Nowadays websites are content management system things where all of the content sits in a database, not in a tree of HTML files. As a website administrator, this all-content-stuck-in-mysql can get frustrating because all of your blogs, products, etc. are in tables. I wanted to look closer at the content inside of a locally running Drupal deployment. Tapping into this content via the mysql command line is mind numbing non-fun. The easy way, I thought, would be to crawl the site with web clients. The last web crawling book I read was Clinton Wong’s excellent Web Client Programming with Perl. Its still a great book after 15 years! Another good book, 10 years on, is Sean Burke’s Perl and LWP. This desire to crawl Drupal content without any effort was in the back of my mind when I saw Webbots, Spiders, and Screen Scrapers, 2nd Edition, A Guide to Developing Internet Agents with PHP/CURL come across the wire. If you know a little PHP, chapters 3, 4, and 6 will take you an hour to read and you’ll be crawling right away. All of the other chapters are short, easy and fun to read. Most chapters are easy to skim or skip. Part 2, “Projects”, is skimmable and skippable. But these cookbook-like projects are easy reads and lots of fun. Easy fun. Easy Fun. Webbots, Spiders, and Screen Scrapers, 2nd Edition is easy fun!

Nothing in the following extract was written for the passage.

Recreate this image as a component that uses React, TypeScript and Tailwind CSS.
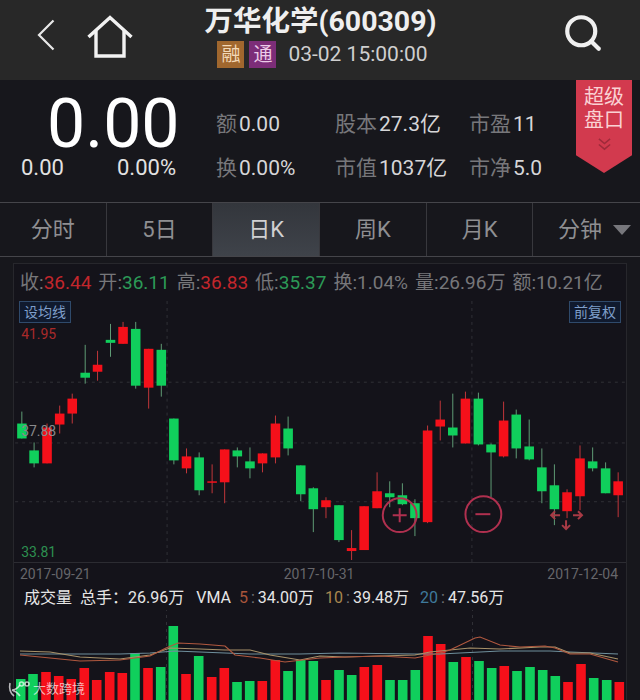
import { Search } from "lucide-react"

const GREEN = "#10cf5c"
const RED = "#f5101a"

// x, wickTop, bodyTop, bodyBottom, wickBottom, up
const candles: [number, number, number, number, number, boolean][] = [
  [20.7, 411, 423, 438, 438, false],
  [33, 442, 450, 463, 467, false],
  [46, 423, 427, 463, 463, true],
  [58.7, 405, 413, 424, 433, true],
  [71.3, 393, 398, 413, 423, true],
  [84.3, 344, 372, 377, 383, false],
  [96.7, 350, 364, 371, 380, true],
  [109.7, 323, 339, 342, 356, false],
  [122.3, 321, 326, 343, 343, true],
  [135, 321, 328, 385, 388, false],
  [148, 348, 348, 387, 408, true],
  [160.7, 343, 349, 385, 396, false],
  [173.3, 418, 418, 460, 464, false],
  [186, 448, 456, 468, 473, true],
  [198.7, 452, 457, 490, 495, false],
  [211.7, 464, 481, 482, 493, true],
  [224.3, 449, 449, 482, 503, true],
  [237, 447, 450, 456, 467, false],
  [249.7, 447, 461, 468, 478, false],
  [262.3, 453, 453, 463, 472, true],
  [275.3, 415, 423, 457, 463, true],
  [288, 416, 428, 448, 455, false],
  [300.7, 465, 465, 494, 501, false],
  [313.3, 487, 488, 509, 532, false],
  [326, 497, 500, 507, 518, true],
  [339, 505, 505, 540, 542, false],
  [351.7, 530, 548, 551, 560, true],
  [364.3, 506, 506, 550, 550, true],
  [377.3, 472, 491, 508, 508, true],
  [390, 481, 493, 497, 507, false],
  [402.7, 483, 495, 504, 505, false],
  [415.3, 499, 503, 518, 536, false],
  [428, 425, 430, 522, 523, true],
  [440.7, 400, 419, 426, 440, true],
  [453.3, 393, 427, 435, 447, false],
  [466, 391, 398, 443, 443, true],
  [479, 392, 398, 444, 445, false],
  [491.7, 443, 444, 452, 497, false],
  [504.3, 401, 420, 456, 457, true],
  [517, 409, 414, 448, 458, false],
  [530, 419, 446, 459, 460, false],
  [542.7, 448, 467, 491, 503, false],
  [555.3, 464, 485, 509, 525, false],
  [568, 489, 492, 511, 518, true],
  [581, 445, 458, 496, 510, true],
  [593.7, 447, 461, 468, 471, false],
  [606.7, 462, 468, 493, 493, false],
  [619.3, 472, 481, 495, 517, true],
]

const volumeTops = [
  679, 674, 672, 676, 679, 668, 680, 672, 673, 653, 668, 667, 626, 674, 656, 677, 668, 682, 681, 681, 660, 671, 660, 661,
  680, 670, 675, 667, 665, 680, 680, 670, 636, 644, 662, 657, 661, 668, 666, 671, 667, 670, 676, 682, 664, 678, 680, 682,
]
const volumeUp = [
  false, false, true, true, true, true, true, true, true, false, true, false, false, true, false, true, true, false, false, true, true, false, false, false,
  true, false, false, true, true, false, false, false, true, true, false, true, false, false, true, false, false, false, false, true, true, false, false, true,
]

const ma5 = "20,655 50,658 80,661 120,660 150,656 166,648 178,643 200,644 225,646 235,655 260,658 285,662 320,658 345,657 380,656 415,658 440,653 450,650 475,638 480,637 500,645 520,647 545,646 555,648 570,654 590,654 618,662"
const ma10 = "20,651 50,652 80,657 120,659 150,655 170,648 200,649 225,650 250,650 270,655 300,660 320,656 345,657 415,655 430,652 470,648 500,649 540,647 555,647 570,653 590,653 618,659"
const ma20 = "20,654 80,654 120,654 150,653 175,651 200,652 250,654 300,654 340,653 415,654 440,654 500,651 550,651 570,652 618,654"

const tabs = ["分时", "5日", "日K", "周K", "月K"]

function Stat({ label, value }: { label: string; value: string }) {
  return (
    <div className="flex items-center gap-[2px]">
      <span className="text-[#77777b]">{label}</span>
      <span className="text-[#d6d6d8]">{value}</span>
    </div>
  )
}

function Info({ label, value, color }: { label: string; value: string; color: string }) {
  return (
    <span className="whitespace-nowrap text-[#77777a]">
      {label}:<span className={color}>{value}</span>
    </span>
  )
}

function Tag({ label }: { label: string }) {
  return (
    <div className="flex h-[22px] w-[52px] items-center justify-center border border-[#2f4a6b] bg-[#101a2e] text-[14px] text-[#7f9fca]">
      {label}
    </div>
  )
}

function GridLines({ y }: { y: number[] }) {
  return (
    <g stroke="#303036" strokeWidth="1" strokeDasharray="3 4">
      {y.map((v) => (
        <line key={v} x1="14" x2="626" y1={v} y2={v} />
      ))}
      <line x1="166.5" x2="166.5" y1="300" y2="700" />
      <line x1="472.5" x2="472.5" y1="300" y2="700" />
    </g>
  )
}

function Sep() {
  return <span className="px-[3px] text-[#77777a]">:</span>
}

export default function App() {
  return (
    <div className="relative flex h-[700px] w-[640px] flex-col overflow-hidden bg-[#17171c] font-['Roboto','Noto_Sans_CJK_SC',sans-serif]">
      <header className="flex h-[80px] shrink-0 items-start bg-[#282828]">
        <div className="flex flex-1 items-start pl-[37px] pt-[15px]">
          <svg viewBox="0 0 18 32" className="mt-[4px] h-[32px] w-[18px]" fill="none" stroke="#e8e8e8" strokeWidth="2.2">
            <path d="M16.5 1.5 2 16l14.5 14.5" />
          </svg>
          <svg viewBox="0 0 46 43" className="ml-[32px] h-[43px] w-[46px]" fill="none" stroke="#f2f2f2" strokeWidth="3.4">
            <path d="M1.5 22 23 2.5 44.500 22" />
            <path d="M9 16v25h28V16" />
          </svg>
        </div>
        <div className="flex flex-col items-center pt-[5px]">
          <div className="text-[28.500px] font-bold leading-[34px] text-[#efefef]">万华化学(600309)</div>
          <div className="ml-[4px] flex items-center">
            <span className="flex h-[27px] w-[27px] items-center justify-center bg-[#a0672e] text-[19px] text-[#f3d9b8]">融</span>
            <span className="ml-[5px] flex h-[27px] w-[27px] items-center justify-center bg-[#7c2d78] text-[19px] text-[#eccbe8]">通</span>
            <span className="ml-[12px] text-[21px] text-[#cfcfcf]">03-02 15:00:00</span>
          </div>
        </div>
        <div className="flex flex-1 justify-end pr-[36px] pt-[12px]">
          <Search className="size-[42px] text-[#f0f0f0]" strokeWidth={2.4} />
        </div>
      </header>

      <section className="relative flex h-[122px] shrink-0 bg-[#17171c]">
        <div className="ml-[21px] w-[155px] pt-[13px]">
          <div className="pl-[26px] text-[68px] leading-[62px] text-white">0.00</div>
          <div className="flex justify-between text-[22px] leading-[26px] text-[#e2e2e2]">
            <span>0.00</span>
            <span>0.00%</span>
          </div>
        </div>
        <div className="ml-[40px] grid grid-cols-[119px_134px_auto] grid-rows-[44px_44px] pt-[23px] text-[21px]">
          <Stat label="额" value="0.00" />
          <Stat label="股本" value="27.3亿" />
          <Stat label="市盈" value="11" />
          <Stat label="换" value="0.00%" />
          <Stat label="市值" value="1037亿" />
          <Stat label="市净" value="5.0" />
        </div>
        <div className="absolute right-[8px] top-0 flex h-[93px] w-[56px] flex-col items-center bg-[#d23a4e] pt-[6px] text-[20px] leading-[23px] text-[#fad2d4] [clip-path:polygon(0_0,100%_0,100%_81%,50%_100%,0_81%)]">
          <span>超级</span>
          <span>盘口</span>
          <svg viewBox="0 0 16 16" className="mt-[5px] size-[15px]" fill="none" stroke="#9f2a3a" strokeWidth="1.6">
            <path d="m2 2 6 5 6-5M2 8l6 5 6-5" />
          </svg>
        </div>
      </section>

      <nav className="flex h-[55px] shrink-0 border-y border-[#45454a] text-[22px] text-[#8f8f92]">
        {tabs.map((t) => (
          <div
            key={t}
            className={`flex w-[106.700px] items-center justify-center border-r border-[#38383d] ${
              t === "日K" ? "bg-gradient-to-b from-[#33363c] to-[#3f434a] text-[#d0d0d2]" : ""
            }`}
          >
            {t}
          </div>
        ))}
        <div className="flex flex-1 items-center justify-end gap-[11px] pr-[9px]">
          分钟
          <span className="h-0 w-0 border-x-[9px] border-t-[10px] border-x-transparent border-t-[#77777c]" />
        </div>
      </nav>

      <section className="mx-[13px] mt-[6px] flex flex-1 flex-col overflow-hidden border-x border-t border-[#27272c] bg-[#14131a]">
        <div className="flex h-[37px] shrink-0 items-center gap-[7px] pl-[6px] pt-[2px] text-[19px]">
          <Info label="收" value="36.44" color="text-[#c2262c]" />
          <Info label="开" value="36.11" color="text-[#2c9a57]" />
          <Info label="高" value="36.83" color="text-[#c2262c]" />
          <Info label="低" value="35.37" color="text-[#2c9a57]" />
          <Info label="换" value="1.04%" color="text-[#77777a]" />
          <Info label="量" value="26.96万" color="text-[#77777a]" />
          <Info label="额" value="10.21亿" color="text-[#77777a]" />
        </div>

        <div className="relative h-[262px] shrink-0 border-b border-[#2c2c32]">
          <svg viewBox="14 300 612 262" className="block h-full w-full">
            <GridLines y={[381.5, 442.5, 501.5]} />
            <text x="20" y="338" fontSize="14" fill="#a92a2a">41.95</text>
            <text x="20" y="557" fontSize="14" fill="#2d8f50">33.81</text>
            {candles.map(([x, wt, bt, bb, wb, up]) => (
              <g key={x} fill={up ? RED : GREEN} stroke={up ? "#c2363a" : "#5f9c75"}>
                <line x1={x} x2={x} y1={wt} y2={wb} strokeWidth="1" />
                <rect x={Math.max(x - 4.8, 16)} y={bt} width={x - 4.8 < 16 ? x + 4.8 - 16 : 9.6} height={Math.max(bb - bt, 1.5)} stroke="none" />
              </g>
            ))}
            <text x="20" y="436" fontSize="14" fill="#8a8a8c">37.88</text>
            <g fill="none" stroke="#b0304f" strokeWidth="2">
              <circle cx="400" cy="515" r="17" />
              <path d="M393 515h14M400 508v14" />
              <circle cx="484" cy="514" r="18" />
              <path d="M476 514h15" />
            </g>
            <g fill="none" stroke="#a83a45" strokeWidth="2">
              <path d="M552 515h9M556 511l-4 4 4 4M574 515h9M579 511l4 4-4 4M567 520v9M563 525l4 4 4-4" />
            </g>
          </svg>
          <div className="absolute left-[5px] top-0 flex w-[602px] justify-between">
            <Tag label="设均线" />
            <Tag label="前复权" />
          </div>
        </div>

        <div className="flex h-[23px] shrink-0 items-center pl-[6px] pr-[8px] text-[14px] text-[#66666a]">
          <span>2017-09-21</span>
          <span className="ml-[193px]">2017-10-31</span>
          <span className="ml-auto">2017-12-04</span>
        </div>
        <div className="flex h-[24px] shrink-0 items-center whitespace-pre pl-[10px] text-[16px] text-[#e6e6e6]">
          <span>成交量</span>
          <span className="ml-[8px]">总手：26.96万</span>
          <span className="ml-[12px]">VMA</span>
          <span className="ml-[8px] text-[#a8553a]">5</span>
          <Sep />
          <span>34.00万</span>
          <span className="ml-[11px] text-[#a8874f]">10</span>
          <Sep />
          <span>39.48万</span>
          <span className="ml-[11px] text-[#3f7a9c]">20</span>
          <Sep />
          <span>47.56万</span>
        </div>

        <div className="relative min-h-0 flex-1">
          <svg viewBox="14 610 612 90" className="block h-[90px] w-full">
            <GridLines y={[]} />
            {candles.map(([x], i) => (
              <rect
                key={x}
                x={Math.max(x - 4.8, 16)}
                y={volumeTops[i]}
                width={x - 4.8 < 16 ? x + 4.8 - 16 : 9.6}
                height={700 - volumeTops[i]}
                fill={volumeUp[i] ? RED : GREEN}
              />
            ))}
            <polyline points={ma20} fill="none" stroke="#6f8f9c" strokeWidth="1.2" />
            <polyline points={ma10} fill="none" stroke="#a8926a" strokeWidth="1.2" />
            <polyline points={ma5} fill="none" stroke="#b0583f" strokeWidth="1.2" />
          </svg>
        </div>
      </section>

      <div className="absolute left-[7px] top-[679px] flex items-center gap-[2px] text-[13px] text-white/70">
        <svg viewBox="0 0 24 18" className="h-[18px] w-[24px]" fill="none" stroke="currentColor" strokeWidth="1.6">
          <path d="M3 3c-1 5 0 10 4 13M13 5c-3 4-6 5-8 5 3 1 6 3 8 6" />
          <circle cx="14.500" cy="4" r="2" />
          <circle cx="20" cy="4" r="2" />
        </svg>
        <span>大数跨境</span>
      </div>
    </div>
  )
}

The book uses some libraries written by the author, like LIB_http.php, that are very simple wrappers around the more extravagant and complicated offerings found in the open source cURL project of Swedish developer Daniel Stenberg. We learn a little about PHP’s integrated web client functions like fopen(), file() and fgets(). I liked the LIB_http.php wrapper because it is very small and easy to read and understand. Using it lets the developer concentrate on web crawling instead of code. It took some nerve for our author to provide a web client library but the gamble pays off keeping us focused on the crawling instead of understanding some behemoth API (as are to be found in many other web client library offerings). Anyone who has navigated the DOM of lousy HTML will appreciate the parsing strategy found in this book. Its more like the unix grep and less like tree-navigation. The HTML parsing priesthood might scoff at the crude parsing found here but I enjoyed it very much as it serves much web crawling needs without drowning in the DOM. These libraries are not super-powerful and won’t serve every need. But they are lots of fun and easy to use. Check out Apache HttpComponents if you want to drown. I was surprise to see that LIB_http.php was still being employed in Chapter 25, “Deployment and Scaling”, to operate a web botnet and also Chapter 28, “Writing Fault-Tolerant Webbots”. If you’re going to run a botnet, I would think that you’ll probably want to get a bigger library, but these simple libraries leverage cURL to get alot done in this book.
The section on iMacros was news to me. Unfortunately this chapter relies on code that’s not open source. Sometimes web crawling calls for automating an actual web browser. These macro chapters are wild newfangled fun. If your website target is hard to crawl, pull out a macro on them.
The worst page in the book is page 68, which as 3 problems:
On page 68, during a discussion of web form submission, it says:
Since URL fetch requests are sent in HTTP headers, and since headers are never encrypted, sensitive data should always be transferred with POST methods. POST methods don’t transfer form data in headers, and thus, they may be encrypted. Obviously, this is only important for web pages using encryption.
…but this is incorrect. If the web site is using https, then the whole pipe, including HTTP headers, is encrypted and not available to third-party sniffing. Using GET or POST does not make any difference. This and similar mistakes are repeated in other places including pages 196 and 261.
On page 68, there is a typo on the very last line of Listing 6-6. This line:
$response = http($target=$action, $ref, $method, $data_array, EXCL_HEAD);
…should instead read:
$response = http($action, $ref, $method, $data_array, EXCL_HEAD);
On page 68, last line of Listing 6-6, we use a function called http(). This function is directly callable, but the documentation in LIB_http.php advises:
# A common routine called by all of the previously described
# functions. You should always use one of the other wrappers for this
# routine and not call it directly.
…we probably would be better off using LIB_http.php’s http_post_form().
Both Oreilly and NoStarch do not have an errata page for reporting errors for this book (that I could find). Fortunately, the book is not overloaded with errors, just one bad page. The writing is generally precise but I did get tired of the repeating assumption that “fetch” is synonymous with “GET”. In http, we use “GET” not “fetch”.
All in all, Michael Schrenk has done us a great favor with his excellent new book. I congratulate him. Webbots, Spiders, and Screen Scrapers, 2nd Edition is easy fun!